--- PROBLEM STATEMENT ---
Write out all lines holding the word "that".

--- DATASET RECORDS ---
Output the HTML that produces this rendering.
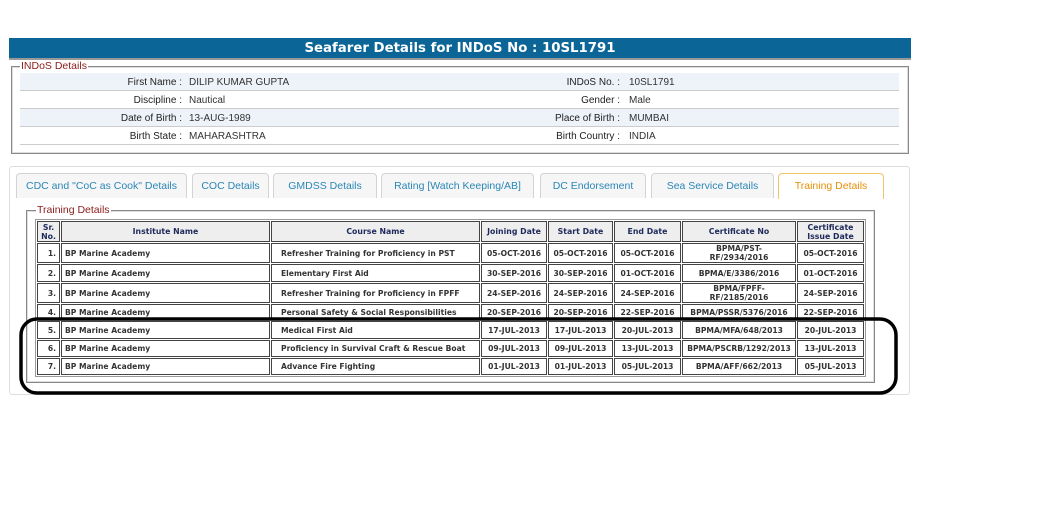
<!DOCTYPE html>
<html><head><meta charset="utf-8"><style>
*{margin:0;padding:0;box-sizing:border-box}
body{width:1044px;height:509px;background:#fff;position:relative;overflow:hidden;font-family:"Liberation Sans",Arial,sans-serif}
.hdr{position:absolute;left:9px;top:38px;width:902px;height:22px;background:#0b6597;color:#fff;font:bold 13.3px "DejaVu Sans",Verdana,sans-serif;text-align:center;line-height:21px;border-bottom:2px solid #999}
.fs{position:absolute;border:1px solid #888;box-shadow:inset 0 0 0 1px #ddd}
.lg{position:absolute;background:#fff;color:#8b1a1a;font-size:10.5px;padding:0 1px;line-height:12px}
.row{position:absolute;left:20px;width:879px;height:18px;border-bottom:1px solid #ccc;font-size:10px;color:#333;line-height:20px}
.row.a{background:#eef3fa}
.row span{position:absolute}
.l1{right:717px;text-align:right;color:#222}
.v1{left:169px}
.l2{right:279px;color:#222}
.v2{left:609px}
.panel{position:absolute;left:9px;top:166px;width:901px;height:229px;border:1px solid #ddd;border-radius:3px}
.tab{position:absolute;top:173px;height:25px;border:1px solid #d3d3d3;border-bottom:none;border-radius:4px 4px 0 0;background:#f6f6f6;color:#2a86b8;font-size:10.5px;text-align:center;line-height:25px}
.tab.act{background:#fff;border-color:#f2c46a;color:#e78f08;height:26px}
table{position:absolute;left:35px;top:219px;width:831px;table-layout:fixed;border-collapse:separate;border-spacing:1px;border:1px solid #999;background:#fff;font:bold 7.6px "DejaVu Sans",Verdana,sans-serif;color:#333}
td,th{border:1px solid #444;padding:0 3px;line-height:9px;white-space:nowrap;overflow:hidden}
th{background:#eee;color:#1e2a5c;font-size:7.8px;text-align:center}
td.k{padding-left:9px}
td.c{text-align:center}td.r{text-align:right}
</style></head><body>
<div class="hdr">Seafarer Details for INDoS No : 10SL1791</div>
<div class="fs" style="left:11px;top:66px;width:898px;height:88px"></div>
<div class="lg" style="left:20px;top:60px">INDoS Details</div>
<div class="row a" style="top:73px"><span class="l1">First Name :</span><span class="v1">DILIP KUMAR GUPTA</span><span class="l2">INDoS No. :</span><span class="v2">10SL1791</span></div>
<div class="row" style="top:91px"><span class="l1">Discipline :</span><span class="v1">Nautical</span><span class="l2">Gender :</span><span class="v2">Male</span></div>
<div class="row a" style="top:109px"><span class="l1">Date of Birth :</span><span class="v1">13-AUG-1989</span><span class="l2">Place of Birth :</span><span class="v2">MUMBAI</span></div>
<div class="row" style="top:127px"><span class="l1">Birth State :</span><span class="v1">MAHARASHTRA</span><span class="l2">Birth Country :</span><span class="v2">INDIA</span></div>

<div class="panel"></div>
<div class="tab" style="left:16px;width:171px">CDC and "CoC as Cook" Details</div>
<div class="tab" style="left:192px;width:77px">COC Details</div>
<div class="tab" style="left:273px;width:104px">GMDSS Details</div>
<div class="tab" style="left:381px;width:153px">Rating [Watch Keeping/AB]</div>
<div class="tab" style="left:540px;width:106px">DC Endorsement</div>
<div class="tab" style="left:651px;width:123px">Sea Service Details</div>
<div class="tab act" style="left:778px;width:106px">Training Details</div>

<div class="fs" style="left:26px;top:210px;width:849px;height:173px"></div>
<div class="lg" style="left:36px;top:204px">Training Details</div>
<table>
<colgroup><col style="width:23px"><col style="width:209px"><col style="width:209px"><col style="width:66px"><col style="width:65px"><col style="width:67px"><col style="width:114px"><col style="width:67px"></colgroup>
<tr style="height:21px"><th>Sr.<br>No.</th><th>Institute Name</th><th>Course Name</th><th>Joining Date</th><th>Start Date</th><th>End Date</th><th>Certificate No</th><th>Certificate<br>Issue Date</th></tr>
<tr style="height:20px"><td class="r">1.</td><td>BP Marine Academy</td><td class="k">Refresher Training for Proficiency in PST</td><td class="c">05-OCT-2016</td><td class="c">05-OCT-2016</td><td class="c">05-OCT-2016</td><td class="c">BPMA/PST-<br>RF/2934/2016</td><td class="c">05-OCT-2016</td></tr>
<tr style="height:18px"><td class="r">2.</td><td>BP Marine Academy</td><td class="k">Elementary First Aid</td><td class="c">30-SEP-2016</td><td class="c">30-SEP-2016</td><td class="c">01-OCT-2016</td><td class="c">BPMA/E/3386/2016</td><td class="c">01-OCT-2016</td></tr>
<tr style="height:20px"><td class="r">3.</td><td>BP Marine Academy</td><td class="k">Refresher Training for Proficiency in FPFF</td><td class="c">24-SEP-2016</td><td class="c">24-SEP-2016</td><td class="c">24-SEP-2016</td><td class="c">BPMA/FPFF-<br>RF/2185/2016</td><td class="c">24-SEP-2016</td></tr>
<tr style="height:16px"><td class="r">4.</td><td>BP Marine Academy</td><td class="k">Personal Safety &amp; Social Responsibilities</td><td class="c">20-SEP-2016</td><td class="c">20-SEP-2016</td><td class="c">22-SEP-2016</td><td class="c">BPMA/PSSR/5376/2016</td><td class="c">22-SEP-2016</td></tr>
<tr style="height:18px"><td class="r">5.</td><td>BP Marine Academy</td><td class="k">Medical First Aid</td><td class="c">17-JUL-2013</td><td class="c">17-JUL-2013</td><td class="c">20-JUL-2013</td><td class="c">BPMA/MFA/648/2013</td><td class="c">20-JUL-2013</td></tr>
<tr style="height:17px"><td class="r">6.</td><td>BP Marine Academy</td><td class="k">Proficiency in Survival Craft &amp; Rescue Boat</td><td class="c">09-JUL-2013</td><td class="c">09-JUL-2013</td><td class="c">13-JUL-2013</td><td class="c">BPMA/PSCRB/1292/2013</td><td class="c">13-JUL-2013</td></tr>
<tr style="height:17px"><td class="r">7.</td><td>BP Marine Academy</td><td class="k">Advance Fire Fighting</td><td class="c">01-JUL-2013</td><td class="c">01-JUL-2013</td><td class="c">05-JUL-2013</td><td class="c">BPMA/AFF/662/2013</td><td class="c">05-JUL-2013</td></tr>
</table>
<svg style="position:absolute;left:0;top:0" width="1044" height="509"><rect x="21" y="319" width="875" height="74" rx="16" ry="16" fill="none" stroke="#000" stroke-width="3.5"/></svg>
</body></html>
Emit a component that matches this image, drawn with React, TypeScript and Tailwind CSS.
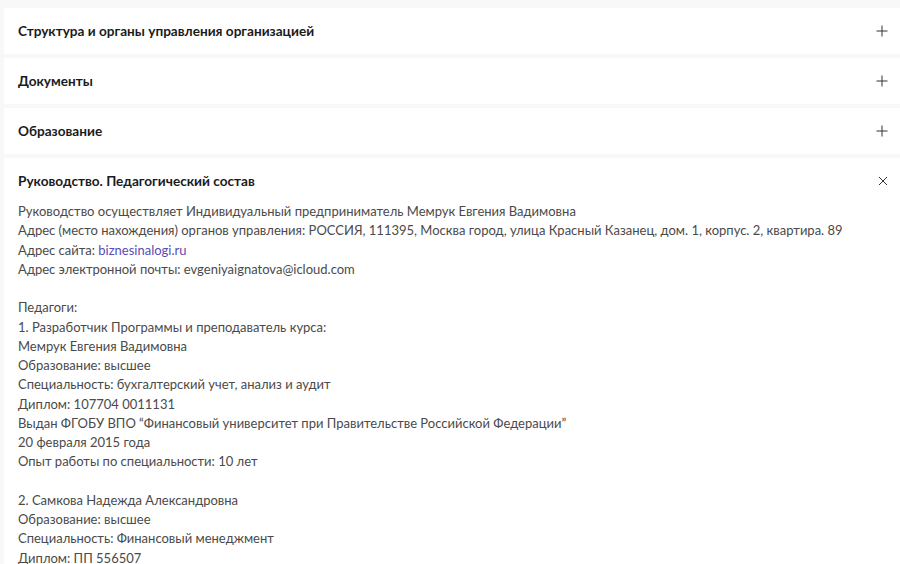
import React from 'react';

const font = { fontFamily: 'Lato, "Open Sans", "Liberation Sans", sans-serif' };

const PlusIcon = () => (
  <svg width="12" height="12" viewBox="0 0 12 12" className="text-[#333]">
    <path d="M6 0.5v11M0.5 6h11" stroke="currentColor" strokeWidth="1" fill="none" />
  </svg>
);

const CloseIcon = () => (
  <svg width="10" height="10" viewBox="0 0 10 10" className="text-[#333]">
    <path d="M1 1l8 8M9 1l-8 8" stroke="currentColor" strokeWidth="1" fill="none" />
  </svg>
);

const Header = ({ title, open }: { title: string; open?: boolean }) => (
  <div className="flex h-[46px] items-center justify-between pl-[14px] pr-[12px]">
    <span className="text-[13.6px] font-bold text-[#1b1b1b]">{title}</span>
    {open ? <CloseIcon /> : <PlusIcon />}
  </div>
);

const lines: (string | null)[] = [
  'Руководство осуществляет Индивидуальный предприниматель Мемрук Евгения Вадимовна',
  'Адрес (место нахождения) органов управления: РОССИЯ, 111395, Москва город, улица Красный Казанец, дом. 1, корпус. 2, квартира. 89',
  'SITE',
  'Адрес электронной почты: evgeniyaignatova@icloud.com',
  null,
  'Педагоги:',
  '1. Разработчик Программы и преподаватель курса:',
  'Мемрук Евгения Вадимовна',
  'Образование: высшее',
  'Специальность: бухгалтерский учет, анализ и аудит',
  'Диплом: 107704 0011131',
  'Выдан ФГОБУ ВПО “Финансовый университет при Правительстве Российской Федерации”',
  '20 февраля 2015 года',
  'Опыт работы по специальности: 10 лет',
  null,
  '2. Самкова Надежда Александровна',
  'Образование: высшее',
  'Специальность: Финансовый менеджмент',
  'Диплом: ПП 556507',
];

export default function App() {
  return (
    <div className="h-screen overflow-hidden bg-[#f8f8f8] pl-[4px] pt-[8px]" style={font}>
      <div className="flex flex-col gap-[4px]">
        <div className="bg-white">
          <Header title="Структура и органы управления организацией" />
        </div>
        <div className="bg-white">
          <Header title="Документы" />
        </div>
        <div className="bg-white">
          <Header title="Образование" />
        </div>
        <div className="bg-white pb-6">
          <Header title="Руководство. Педагогический состав" open />
          <div className="-mt-[2px] pl-[14px] text-[13px] leading-[19.25px] text-[#4a4a4a]">
            {lines.map((l, i) =>
              l === null ? (
                <div key={i} className="h-[19.25px]" />
              ) : l === 'SITE' ? (
                <div key={i}>
                  Адрес сайта: <a className="text-[#5a4bb8]">biznesinalogi.ru</a>
                </div>
              ) : (
                <div key={i}>{l}</div>
              )
            )}
          </div>
        </div>
      </div>
    </div>
  );
}
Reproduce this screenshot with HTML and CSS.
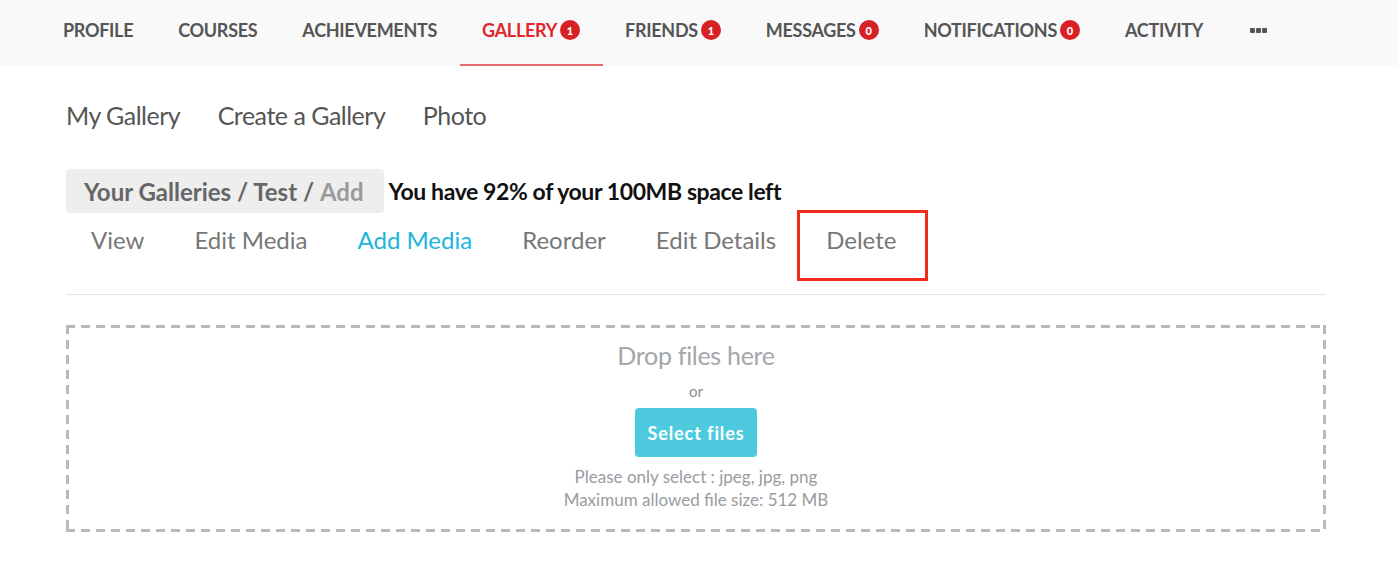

--- TASK OUTPUT ---
Output the HTML that produces this rendering.
Emit a component that matches this image, drawn with React, TypeScript and Tailwind CSS.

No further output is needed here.